Treatment Close to Home Makes a Difference

Former patient Archie Mahon joins his brothers Thierry and Geordie at Albury Hospital children's playground. Photos: TruPics

A mega donation of $80,000 from the SS&A has helped replace and upgrade much-needed monitoring equipment for the children’s cancer treatment space at Albury Hospital.

One local family with a child who has been receiving ongoing treatment for a rare form of cancer says local fundraising through the Albury Wodonga Regional Cancer Centre Trust Fund has helped make the treatment journey less challenging.

Archie with parents Dan and Sally, with SS&A Chief Executive Gerard Darmody and President Eddie Dunlop viewing one of the monitors purchased with the donation.

Sally Wildon’s five year old son Archie has had three and a half years of intensive chemotherapy, mostly in Melbourne, and has just finished 12 months of maintenance treatment at Albury Hospital.

One of the features of the equipment funded by the SS&A allows those children receiving treatment who are very sick and unable to fight off bugs, to be placed in isolation, yet remain connected to high-tech monitors, allowing nurses to keep a close eye on them whilst not in the room.

SS&A President Eddie Dunlop and Nurse Unit Manager of Paediatrics Samantha Peet view another monitor funded by the donation.

Sally Wildon says having the latest monitoring technology locally gives families like her peace of mind.

“Archie often would have zero immunity so he would have to be in isolation,” Sally said.

“Children on the ward might be coming in with illnesses such as chest infections and that would kill him, so it’s really important.”

Nurse Unit Manager of Paediatrics Samantha Peet says the upgraded technology makes caring for children much easier and effective.

Archie, all smiles in the playground.

“It is very exciting to have the newest version of the equipment which includes seven monitors that are beside the patients bed, a monitor in the treatment room and a central monitor at the nurses station.

“The new equipment also allows us to transfer the patients data from the ED department and to the ICU department if it is required that the children get moved.

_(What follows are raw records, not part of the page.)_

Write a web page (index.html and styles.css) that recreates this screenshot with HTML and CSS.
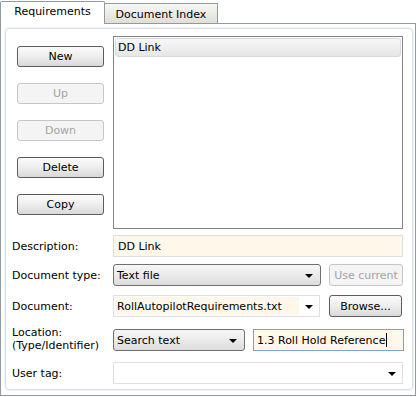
FILE: index.html
```html
<!DOCTYPE html>
<html>
<head>
<meta charset="utf-8">
<link rel="stylesheet" href="styles.css">
</head>
<body>
<div class="tabs">
  <div class="tab active">Requirements</div>
  <div class="tab">Document Index</div>
</div>
<div class="panel">
  <div class="group">
    <div class="top">
      <div class="buttons">
        <div class="btn">New</div>
        <div class="btn disabled">Up</div>
        <div class="btn disabled">Down</div>
        <div class="btn">Delete</div>
        <div class="btn">Copy</div>
      </div>
      <div class="list">
        <div class="item">DD Link</div>
      </div>
    </div>
    <div class="form">
      <div class="row r1">
        <div class="label">Description:</div>
        <div class="field text cream wide">DD Link</div>
      </div>
      <div class="row r2">
        <div class="label">Document type:</div>
        <div class="select doctype"><span>Text file</span><i class="arrow"></i></div>
        <div class="btn small disabled">Use current</div>
      </div>
      <div class="row r3">
        <div class="label">Document:</div>
        <div class="combo doc"><span class="ctext">RollAutopilotRequirements.txt</span><i class="arrow"></i></div>
        <div class="btn small browse">Browse...</div>
      </div>
      <div class="row r4">
        <div class="label two">Location:<br>(Type/Identifier)</div>
        <div class="select loc"><span>Search text</span><i class="arrow"></i></div>
        <div class="field text cream focus locid">1.3 Roll Hold Reference<span class="caret"></span></div>
      </div>
      <div class="row r5">
        <div class="label">User tag:</div>
        <div class="combo tag"><span class="ctext white"></span><i class="arrow"></i></div>
      </div>
    </div>
  </div>
</div>
</body>
</html>
```

FILE: styles.css
```css
html, body {
  margin: 0;
  padding: 0;
  background: #ffffff;
}
body {
  width: 418px;
  height: 397px;
  font-family: "DejaVu Sans", Verdana, sans-serif;
  font-size: 11px;
  color: #000;
  overflow: hidden;
}
.tabs {
  display: flex;
  align-items: flex-end;
  height: 23px;
  padding-left: 0;
}
.tab {
  box-sizing: border-box;
  height: 20px;
  width: 113px;
  border: 1px solid #919b9c;
  border-bottom: none;
  border-left: none;
  background: linear-gradient(#f7f7f4, #e0ded8);
  display: flex;
  align-items: center;
  justify-content: center;
  padding-top: 1px;
}
.tab.active {
  width: 105px;
  height: 23px;
  margin-bottom: -1px;
  border-left: 1px solid #919b9c;
  background: #fff;
  position: relative;
  z-index: 1;
  padding-top: 0;
  padding-bottom: 3px;
  border-radius: 2px 2px 0 0;
}
.panel {
  box-sizing: border-box;
  width: 416px;
  height: 373px;
  border: 1px solid #919b9c;
  background: #fff;
  padding: 4px 3px 3px 3px;
}
.group {
  box-sizing: border-box;
  height: 362px;
  width: 408px;
  margin-left: 1px;
  border: 1px solid #d6dfe6;
  border-radius: 4px;
  padding: 7px 8px 0 6px;
  box-shadow: 0 0 0 1px #f1f4f6;
}
.top {
  display: flex;
  gap: 9px;
}
.buttons {
  margin-left: 5px;
  padding-top: 10px;
  display: flex;
  flex-direction: column;
  gap: 16px;
}
.btn {
  box-sizing: border-box;
  width: 87px;
  height: 21px;
  border: 1px solid #5c5c5c;
  border-radius: 3px;
  background: linear-gradient(#fbfbfb 0%, #efefef 45%, #d9d9d9 100%);
  display: flex;
  align-items: center;
  justify-content: center;
  line-height: 1;
}
.btn.disabled {
  border-color: #c6c6c6;
  color: #a3a3a3;
  background: #f4f4f4;
}
.list {
  box-sizing: border-box;
  width: 290px;
  height: 193px;
  border: 1px solid #84828f;
  background: #fff;
  padding: 1px;
}
.item {
  box-sizing: border-box;
  height: 19px;
  border: 1px solid #d9d9d9;
  border-radius: 3px;
  background: linear-gradient(#f7f7f7, #e6e6e6);
  padding-left: 2px;
  display: flex;
  align-items: center;
}
.form {
  display: flex;
  flex-direction: column;
}
.row {
  display: flex;
  align-items: center;
  height: 22px;
}
.r1 { margin-top: 6px; }
.r2 { margin-top: 7px; }
.r3 { margin-top: 9px; }
.r4 { margin-top: 12px; }
.r5 { margin-top: 11px; }
.label {
  width: 101px;
  flex: none;
  line-height: 13px;
}
.label.two {
  margin-top: -2px;
}
.field {
  box-sizing: border-box;
  height: 22px;
  border: 1px solid #dedede;
  padding-left: 4px;
  display: flex;
  align-items: center;
}
.cream {
  background: #fff7e9;
}
.wide {
  width: 290px;
}
.focus {
  border-color: #7da2ce;
}
.locid {
  width: 151px;
  margin-left: 8px;
  padding-left: 3px;
}
.caret {
  display: inline-block;
  width: 1px;
  height: 14px;
  background: #000;
  margin-left: 1px;
}
.select {
  box-sizing: border-box;
  height: 22px;
  border: 1px solid #707070;
  border-radius: 3px;
  background: linear-gradient(#f7f7f7 0%, #ececec 45%, #dcdcdc 100%);
  display: flex;
  align-items: center;
  justify-content: space-between;
  padding: 0 7px 0 3px;
}
.doctype { width: 208px; }
.loc { width: 132px; }
.arrow {
  width: 0;
  height: 0;
  border-left: 4px solid transparent;
  border-right: 4px solid transparent;
  border-top: 4px solid #000;
  margin-top: 1px;
}
.small {
  width: 74px;
  height: 22px;
  margin-left: 8px;
}
.browse {
  margin-left: 9px;
  width: 73px;
}
.combo {
  box-sizing: border-box;
  height: 22px;
  border: 1px solid #e0e0e0;
  background: #fff;
  display: flex;
  align-items: center;
  padding: 1px 6px 1px 1px;
  gap: 6px;
}
.ctext {
  flex: 1;
  height: 100%;
  background: #fff7e9;
  display: flex;
  align-items: center;
  padding-left: 2px;
  white-space: nowrap;
  overflow: hidden;
}
.ctext.white { background: #fff; }
.doc { width: 207px; }
.tag { width: 290px; }
```
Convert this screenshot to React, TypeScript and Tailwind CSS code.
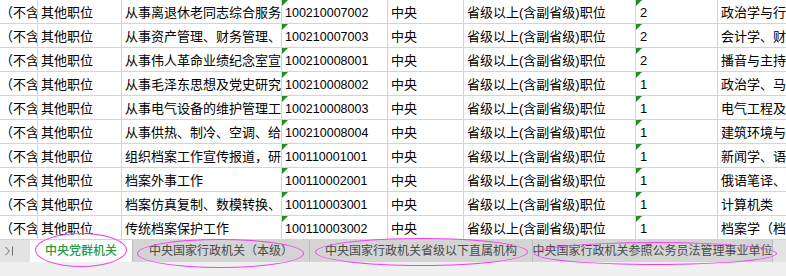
const rows = [
  { desc: "从事离退休老同志综合服务工作", code: "100210007002", num: "2", major: "政治学与行政学" },
  { desc: "从事资产管理、财务管理、审计", code: "100210007003", num: "2", major: "会计学、财务管理" },
  { desc: "从事伟人革命业绩纪念室宣传讲解", code: "100210008001", num: "2", major: "播音与主持艺术" },
  { desc: "从事毛泽东思想及党史研究工作", code: "100210008002", num: "1", major: "政治学、马克思" },
  { desc: "从事电气设备的维护管理工作", code: "100210008003", num: "1", major: "电气工程及其自动化" },
  { desc: "从事供热、制冷、空调、给排水", code: "100210008004", num: "1", major: "建筑环境与设备" },
  { desc: "组织档案工作宣传报道，研究", code: "100110001001", num: "1", major: "新闻学、语言学" },
  { desc: "档案外事工作", code: "100110002001", num: "1", major: "俄语笔译、口译" },
  { desc: "档案仿真复制、数模转换、修复", code: "100110003001", num: "1", major: "计算机类" },
  { desc: "传统档案保护工作", code: "100110003002", num: "1", major: "档案学（档案" },
];

const tabs = [
  { label: "中央党群机关", w: "w-[103px]", active: true },
  { label: "中央国家行政机关（本级）", w: "w-[177px]", active: false },
  { label: "中央国家行政机关省级以下直属机构", w: "w-[223px]", active: false },
  { label: "中央国家行政机关参照公务员法管理事业单位", w: "w-[240px]", active: false },
];

function Cell({ w, children, flag }: { w: string; children: React.ReactNode; flag?: boolean }) {
  return (
    <div className={`relative ${w} shrink-0 h-full border-r border-[#d4d4d4] overflow-hidden flex items-end pl-[3px] pb-[1px] whitespace-nowrap`}>
      {flag && (
        <span className="absolute left-0 top-0 w-0 h-0 border-t-[6px] border-t-[#1f8f1f] border-r-[6px] border-r-transparent" />
      )}
      {children}
    </div>
  );
}

export default function App() {
  return (
    <div
      className="relative w-[786px] h-[276px] bg-white overflow-hidden text-[13px] text-black leading-[18px]"
      style={{ fontFamily: "'Liberation Sans', 'Noto Sans CJK SC', sans-serif" }}
    >
      {/* sheet grid */}
      <div className="flex flex-col">
        {rows.map((r) => (
          <div key={r.code} className="flex h-[24px] border-b border-[#d4d4d4]">
            <div className="w-[38px] shrink-0 h-full border-r border-[#d4d4d4] overflow-hidden flex items-end pb-[1px] whitespace-nowrap">
              （不含选调生）
            </div>
            <Cell w="w-[84px]">其他职位</Cell>
            <Cell w="w-[160px]">{r.desc}</Cell>
            <Cell w="w-[106px]" flag>
              <span className="text-[12.5px]">{r.code}</span>
            </Cell>
            <Cell w="w-[76px]">中央</Cell>
            <Cell w="w-[172px]">省级以上(含副省级)职位</Cell>
            <Cell w="w-[82px]" flag>
              <span className="pl-[1px]">{r.num}</span>
            </Cell>
            <div className="flex-1 h-full overflow-hidden flex items-end pl-[3px] pb-[1px] whitespace-nowrap">{r.major}</div>
          </div>
        ))}
      </div>

      {/* sheet tabs */}
      <div className="flex h-[22px] bg-[#e3e3e3] text-[12px]">
        <div className="w-[30px] shrink-0 flex items-center pl-[4px] text-[#6b6b6b]">
          <svg width="10" height="12" viewBox="0 0 10 12" fill="none" stroke="currentColor" strokeWidth="1">
            <path d="M1.5 2 L5.5 6 L1.5 10" />
            <path d="M8.5 1.5 V10.5" />
          </svg>
        </div>
        {tabs.map((t) => (
          <div
            key={t.label}
            className={`${t.w} shrink-0 h-full overflow-hidden whitespace-nowrap flex items-center justify-center border-r border-[#bdbdbd] ${
              t.active ? "bg-white text-[#2a9a3a] font-medium" : "bg-[#d4d4d4] text-[#4a4a4a]"
            }`}
          >
            {t.label}
          </div>
        ))}
      </div>
      <div className="h-[14px] bg-[#f0f0f0]" />

      {/* hand-drawn highlight ellipses */}
      <div className="absolute left-[35px] top-[233px] w-[92px] h-[34px] rounded-[50%] border-[1.5px] border-[#f040f0]" />
      <div className="absolute left-[137px] top-[239px] w-[167px] h-[29px] rounded-[50%] border-[1.5px] border-[#f040f0]" />
      <div className="absolute left-[315px] top-[238px] w-[213px] h-[28px] rounded-[50%] border-[1.5px] border-[#f040f0]" />
      <div className="absolute left-[534px] top-[242px] w-[243px] h-[23px] rounded-[50%] border-[1.5px] border-[#f040f0]" />
    </div>
  );
}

This allows for consistent treatment and streamlined care for all our patients.”

Perhaps the greatest benefit of adding new technology to the children’s cancer treatment space is giving families confidence, and an ability to keep families together during challenging times.

Treatment closer to home has been valuable, keeping Archie’s family together.

“When Archie was first diagnosed and was 18 months old we were in Melbourne and they said ‘we’ll try and get you back home’ and I was a bit scared, because locally we couldn’t compare to the ward at the Royal Children’s with their equipment and isolation rooms.

“But we’re getting better and better as we’re getting more funding which is making a huge difference to lots of families. And when do have treatment here, we keep the family together, as we have three other children,” Sally said.

“Anything that we can do to help a family through a very difficult time is of upmost importance,” added Samantha.

“With the support of the SS&A, it ensures that we have state of the art equipment to do this and it also makes the nurses job so much easier when we have equipment that facilitates our care.”